How does a Discipline Without Punishment (DWP) process work?
The first formal step is Reminder One, a serious conversation that puts the employee formally on notice that change is required. If that doesn’t do the trick, you go to Reminder Two. Another serious conversation, this time formally documented in a memo to the employee. If that still doesn’t work, you move to Decision Making Leave, a one-day, paid suspension where the employee is required to make a final decision either to change or quit. Now, one of two things usually happens: either they change or they don’t and another problem comes up which makes termination very easy.

The point of DWP is that we are eliminating the warnings, the reprimands, and the unpaid suspensions. We are replacing it with something much tougher, the demand that people take responsibility for their own behavior. That puts all the responsibility on the employees’ shoulders and that is where it belongs.

Can a manager use the principles of DWP without organizational support?
Absolutely. I think the first thing is the recognition that you are really trying to bring about a change. Learn how to hold a good performance improvement discussion and gain an agreement to change.

There is another thing. When you are documenting disciplinary action, you are documenting the discussion about the problem. That is why you can only do it after you have had the conversation.
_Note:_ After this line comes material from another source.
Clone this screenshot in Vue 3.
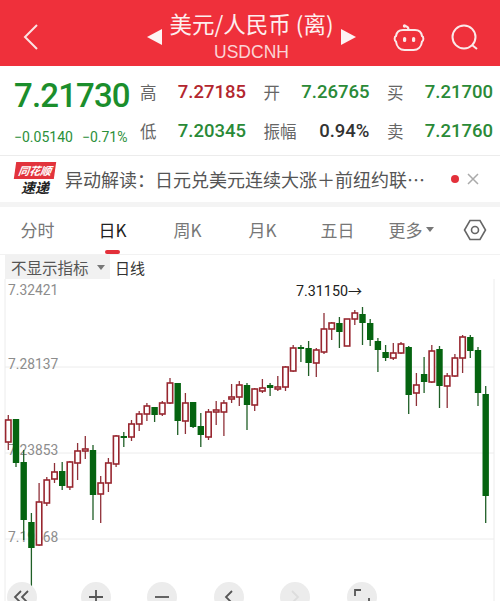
<script setup>
const raw = [
['u',415,450,420,442],['d',419,467,419,463],['d',450,540,462,520],['d',513,587,522,548],['u',483,546,502,545],
['u',477,506,480,503],['u',463,483,472,479],['d',462,490,471,486],['u',461,490,462,487],['u',443,480,451,463],
['u',436,459,449,451],['d',445,520,450,495],['u',476,523,483,494],['u',458,492,463,483],['u',435,467,436,464],
['d',432,447,436,438],['u',420,441,424,437],['u',411,431,414,424],['u',403,421,406,414],['d',407,422,407,415],
['u',401,416,403,414],['u',378,404,383,403],['d',383,435,383,421],['u',393,434,403,421],['d',402,428,402,427],
['d',413,447,426,435],['u',409,440,412,437],['u',401,425,410,412],['u',400,436,403,412],['u',384,403,397,399],
['u',381,406,385,397],['d',383,430,385,405],['u',388,411,389,405],['u',379,393,388,391],['d',383,396,385,388],
['u',376,391,387,389],['u',366,391,367,387],['u',345,372,348,371],['d',345,362,347,349],['d',341,376,348,363],
['u',348,377,350,363],['u',313,354,329,352],['u',322,340,323,329],['d',317,348,323,332],['u',319,346,319,346],
['u',310,325,313,319],['d',307,345,314,323],['d',319,346,323,340],['d',338,372,341,350],['d',345,361,352,358],
['u',343,360,353,358],['u',342,354,344,353],['d',346,414,347,395],['u',373,406,385,393],['d',357,393,374,382],
['u',345,383,351,382],['d',346,408,349,386],['u',373,408,376,386],['u',354,377,358,376],['u',335,373,337,358],
['d',335,358,337,351],['d',347,406,350,393],['d',386,523,394,496]
]
const candles = raw.map((c, i) => {
  const x = +(8.3 + 7.7 * i).toFixed(1)
  const up = c[0] === 'u'
  return { x, up, wt: c[1] - 279, wb: c[2] - 279, top: c[3] - 279, h: Math.max(c[4] - c[3], 1.5) }
})
const quotes = [
  { label: '高', value: '7.27185', tone: 'up' }, { label: '开', value: '7.26765', tone: 'down' }, { label: '买', value: '7.21700', tone: 'down' },
  { label: '低', value: '7.20345', tone: 'down' }, { label: '振幅', value: '0.94%', tone: 'flat' }, { label: '卖', value: '7.21760', tone: 'down' }
]
const tabs = ['分时', '日K', '周K', '月K', '五日']
const grid = [88, 174, 260]
const labels = [{ t: '7.32421', y: 16 }, { t: '7.28137', y: 90 }, { t: '7.23853', y: 176 }, { t: '7.19568', y: 263 }]
</script>

<template>
  <div class="page">
    <header class="head">
      <svg class="back" width="16" height="28" viewBox="0 0 16 28"><path d="M14 2 2 14l12 12" /></svg>
      <div class="title-wrap">
        <span class="tri tri-l"></span>
        <div class="title">
          <div class="name">美元/人民币 (离)</div>
          <div class="code">USDCNH</div>
        </div>
        <span class="tri tri-r"></span>
      </div>
      <div class="head-icons">
        <svg width="32" height="28" viewBox="0 0 32 28">
          <path class="ic" d="M15.500 5.500c0-2-1-3-3-3.500" />
          <circle cx="11.500" cy="2" r="1.700" fill="#fbe9e9" />
          <path class="ic" d="M10 6h12c4 0 6.500 2.500 7 6 1.800.6 1.800 5 0 5.600-.6 5-4 8.400-8.500 8.400h-9C7 26 3.600 22.600 3 17.600c-1.800-.6-1.800-5 0-5.600.5-3.500 3-6 7-6Z" />
          <rect x="10" y="13" width="3.200" height="5" rx="1.600" fill="#fbe9e9" />
          <rect x="19" y="13" width="3.200" height="5" rx="1.600" fill="#fbe9e9" />
        </svg>
        <svg width="28" height="28" viewBox="0 0 28 28">
          <circle class="ic" cx="13" cy="13" r="11.500" />
          <path class="ic" d="m21 21 5 4" />
        </svg>
      </div>
    </header>

    <section class="quote">
      <div class="price">
        <div class="big">7.21730</div>
        <div class="chg"><span>−0.05140</span><span>−0.71%</span></div>
      </div>
      <div class="cells">
        <div v-for="q in quotes" :key="q.label" class="cell">
          <span class="lab">{{ q.label }}</span>
          <span class="val" :class="q.tone">{{ q.value }}</span>
        </div>
      </div>
    </section>

    <section class="news">
      <div class="logo">
        <span class="logo-top">同花顺</span>
        <span class="logo-bot">速递</span>
      </div>
      <div class="news-text">异动解读：日元兑美元连续大涨＋前纽约联…</div>
      <span class="dot"></span>
      <svg class="close" width="12" height="12" viewBox="0 0 12 12"><path d="m1 1 10 10M11 1 1 11" /></svg>
    </section>

    <nav class="tabs">
      <div v-for="t in tabs" :key="t" class="tab" :class="{ on: t === '日K' }">{{ t }}</div>
      <div class="tab more">更多<i class="caret"></i></div>
      <div class="tab hex">
        <svg width="24" height="22" viewBox="0 0 24 22"><path d="M7 1.500h10l5.500 9.500-5.500 9.500H7L1.500 11Z" /><circle cx="12" cy="11" r="3.500" /></svg>
      </div>
    </nav>

    <div class="ind">
      <div class="ind-btn">不显示指标<i class="caret small"></i></div>
      <span class="ind-name">日线</span>
    </div>

    <div class="chart">
      <svg class="plot" width="500" height="322" viewBox="0 0 500 322">
        <line v-for="y in grid" :key="y" class="grid" x1="5" x2="494" :y1="y" :y2="y" />
        <line class="grid" x1="5" x2="5" y1="0" y2="322" />
        <line class="grid" x1="494" x2="494" y1="0" y2="322" />
        <text v-for="l in labels" :key="l.t" class="axis" x="8" :y="l.y">{{ l.t }}</text>
        <text class="peak" x="296" y="17">7.31150<tspan class="arrow">→</tspan></text>
        <g v-for="c in candles" :key="c.x">
          <line :class="c.up ? 'wick-u' : 'wick-d'" :x1="c.x" :x2="c.x" :y1="c.wt" :y2="c.wb" />
          <rect v-if="c.up" class="body-u" :x="c.x - 2.700" :y="c.top" width="5.400" :height="c.h" />
          <rect v-else class="body-d" :x="c.x - 3.200" :y="c.top" width="6.400" :height="c.h" />
        </g>
      </svg>
      <div class="tools">
        <button class="tool first"><svg width="30" height="30" viewBox="0 0 30 30"><path d="M14 9 8 15l6 6M21 9l-6 6 6 6" /></svg></button>
        <button class="tool"><svg width="30" height="30" viewBox="0 0 30 30"><path d="M15 8v14M8 15h14" /></svg></button>
        <button class="tool"><svg width="30" height="30" viewBox="0 0 30 30"><path d="M8 15h14" /></svg></button>
        <button class="tool"><svg width="30" height="30" viewBox="0 0 30 30"><path d="m18 9-6 6 6 6" /></svg></button>
        <button class="tool faint"><svg width="30" height="30" viewBox="0 0 30 30"><path d="m12 9 6 6-6 6" /></svg></button>
        <button class="tool"><svg width="30" height="30" viewBox="0 0 30 30"><path d="M14 8H8v6M22 16v6h-6" /></svg></button>
      </div>
    </div>
  </div>
</template>

<style scoped>
.page { width: 500px; height: 601px; overflow: hidden; display: flex; flex-direction: column; background: #fff; font-family: Roboto, "Noto Sans CJK SC", sans-serif; color: #333; }
.head { height: 66px; flex: none; background: #ef303b; display: flex; align-items: center; position: relative; color: #fdeeee; box-sizing: border-box; }
.back { margin-left: 23px; margin-top: 8px; }
.back path { fill: none; stroke: #fbe3e3; stroke-width: 2; }
.title-wrap { position: absolute; left: 0; right: 0; top: 0; display: flex; justify-content: center; align-items: center; gap: 6px; height: 66px; padding-left: 3px; }
.title { text-align: center; width: 167px; }
.name { font-size: 22.500px; line-height: 24px; margin-top: 7px; white-space: nowrap; font-family: "Noto Sans CJK SC", sans-serif; }
.code { font-size: 17.500px; line-height: 20px; margin-top: 7px; color: #fbd4d6; font-family: "Liberation Sans", sans-serif; }
.tri { width: 0; height: 0; border-top: 8px solid transparent; border-bottom: 8px solid transparent; margin-top: 8px; }
.tri-l { border-right: 15px solid #fdf3f3; }
.tri-r { border-left: 15px solid #fdf3f3; }
.head-icons { position: absolute; left: 393px; top: 24px; display: flex; gap: 26px; }
.ic { fill: none; stroke: #fbe9e9; stroke-width: 2; }

.quote { height: 90px; flex: none; display: flex; box-sizing: border-box; border-bottom: 1px solid #ececec; }
.price { width: 140px; flex: none; box-sizing: border-box; padding: 10px 0 0 14px; }
.big { font-size: 33px; line-height: 38px; font-weight: 500; color: #1b8e2c; margin-top: 1px; letter-spacing: -.85px; }
.chg { display: flex; gap: 9px; font-size: 14px; line-height: 18px; color: #2b8f3a; margin-top: 13px; white-space: nowrap; }
.cells { flex: 1; display: grid; grid-template-columns: repeat(3, 106px); grid-auto-rows: 39px; column-gap: 17.500px; padding-top: 6px; }
.cell { display: flex; justify-content: space-between; align-items: center; }
.lab { font-size: 16.500px; color: #666; font-family: "Noto Sans CJK SC", sans-serif; }
.val { font-size: 18.500px; font-weight: 500; }
.up { color: #b3262e; }
.down { color: #2a8a37; }
.flat { color: #333; }

.news { height: 46px; flex: none; display: flex; align-items: center; border-bottom: 5px solid #f4f4f4; }
.logo { width: 40px; margin-left: 15px; display: flex; flex-direction: column; align-items: center; font-style: italic; font-weight: 700; font-family: "Noto Sans CJK SC", sans-serif; }
.logo-top { background: #e2333c; color: #fff; font-size: 11px; line-height: 17px; padding: 0 3px; width: 34px; text-align: center; white-space: nowrap; transform: skewX(-8deg); }
.logo-bot { color: #222; font-size: 14px; line-height: 17px; }
.news-text { margin-left: 10px; font-size: 18px; color: #555; white-space: nowrap; font-family: "Noto Sans CJK SC", sans-serif; width: 376px; overflow: hidden; }
.dot { width: 8px; height: 8px; border-radius: 50%; background: #e3303a; margin-left: 10px; flex: none; }
.close { margin-left: 8px; flex: none; }
.close path { stroke: #aaa; stroke-width: 1.500; fill: none; }

.tabs { height: 48px; flex: none; display: grid; grid-template-columns: repeat(6, 75px) 1fr; border-bottom: 1px solid #f2f2f2; box-sizing: border-box; }
.tab { display: flex; align-items: center; justify-content: center; position: relative; font-size: 17px; color: #777; padding-bottom: 2px; font-family: "Noto Sans CJK SC", sans-serif; }
.tab.on { color: #222; }
.tab.on::after { content: ""; position: absolute; left: 30px; bottom: 0; width: 15px; height: 4px; border-radius: 2px; background: #e3303a; }
.more { padding-right: 3px; }
.caret { display: inline-block; width: 0; height: 0; border-left: 4px solid transparent; border-right: 4px solid transparent; border-top: 5px solid #777; margin-left: 3px; }
.caret.small { margin-left: 8px; }
.hex svg { fill: none; stroke: #666; stroke-width: 1.600; }

.ind { height: 24px; flex: none; display: flex; align-items: center; padding-left: 5px; }
.ind-btn { width: 105px; height: 24px; box-sizing: border-box; background: #f1f1f1; font-size: 15.500px; color: #555; padding-left: 6px; display: flex; align-items: center; white-space: nowrap; font-family: "Noto Sans CJK SC", sans-serif; }
.ind-name { margin-left: 5px; font-size: 15px; color: #333; font-family: "Noto Sans CJK SC", sans-serif; }

.chart { flex: 1; position: relative; overflow: hidden; }
.plot { display: block; }
.grid { stroke: #ececec; stroke-width: 1; }
.axis { font-size: 13.800px; fill: #8c8c8c; font-family: Roboto, sans-serif; }
.peak { font-size: 14.300px; fill: #222; font-family: Roboto, sans-serif; }
.arrow { font-family: "Noto Sans CJK SC", sans-serif; font-size: 14px; }
.wick-u { stroke: #8f3038; stroke-width: 1.300; }
.wick-d { stroke: #1f5f26; stroke-width: 1.300; }
.body-u { fill: #fff; stroke: #98262f; stroke-width: 1.600; }
.body-d { fill: #056410; }

.tools { position: absolute; left: 7px; top: 303px; display: flex; gap: 36.600px; }
.tool { width: 30px; height: 30px; padding: 0; border: 0; border-radius: 50%; background: #ececec; flex: none; }
.tool.first { margin-right: 7px; }
.tool svg { display: block; fill: none; stroke: #555; stroke-width: 1.800; }
.tool.faint svg { stroke: #ddd; }
</style>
The effective way is to talk first, write later.

Grote’s Recommended Reads

A Message to Garcia by Elbert Hubbard. “As far as a general understanding of individual responsibility, there is nothing better.”

Coaching for Improved Work Performance by Ferdinand Fournies. “Very good at providing step-by-step instructions and vivid examples of coaching situations.”

Analyzing Performance Problems: Or, You Really Oughta Wanna--How to Figure out Why People Aren't Doing What They Should Be, and What to do About It by Robert Mager. “Shows that the solutions to a lot of people problems come by providing feedback, arranging appropriate consequences and getting rid of obstacles that prevent people from doing the job right.”